Now, Yitzchak was blind. Rivka advised Yaakov to get some food and bring it to Yitzchak, and then get blessed by him. But Yaakov was shocked, and asked his mother, “Perhaps my father will feel me?” and discover that it’s him, not Eisav, and instead of blessing him, curse him.
The Torah then tells us, “And his mother said to him, ‘Your curse is upon me, my son.’” And the Rashbam says on this verse, “Upon me and upon my neck.”
In other words, Rivka took responsibility for anything that might occur. And indeed, when it was all over, Yaakov got the blessings, and Yitzchak even approved the entire thing after the fact, saying, “May he also be blessed.”
Step Up to the Plate
Human nature is such that when it comes to public issues that are not people’s concern, they generally flee from responsibility. They say to themselves, “What do I need this headache for?” Whenever a volunteer is sought for whatever cause or activity, people immediately think to themselves, “Why should I take responsibility? There are a lot of talented people in the community who are much smarter than me, more successful than me, etc.—why should I push myself into this matter?”
But along comes the Rebbe to teach us, “Upon me and upon my neck”—not to run away from responsibility anymore but rather, to get up and take responsibility.

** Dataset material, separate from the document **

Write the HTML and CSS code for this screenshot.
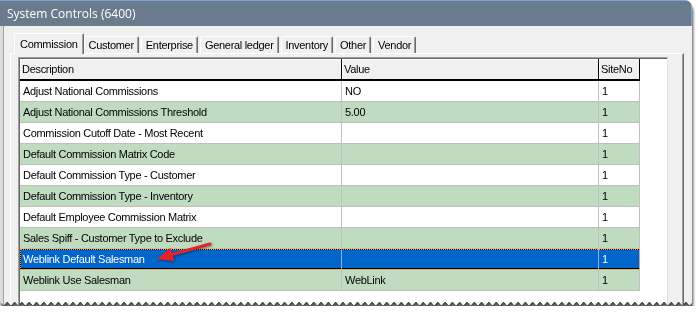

So if you see something pertaining to Judaism or Jews that needs work, even if you know good and well that there will be tough moments; that there will be people who will get offended and angry; that you’ll need a lot of money that you don’t have and that it will disturb your regular routines, despite that all, the Rebbe taught us to get up and take responsibility: “Upon me and upon my neck.”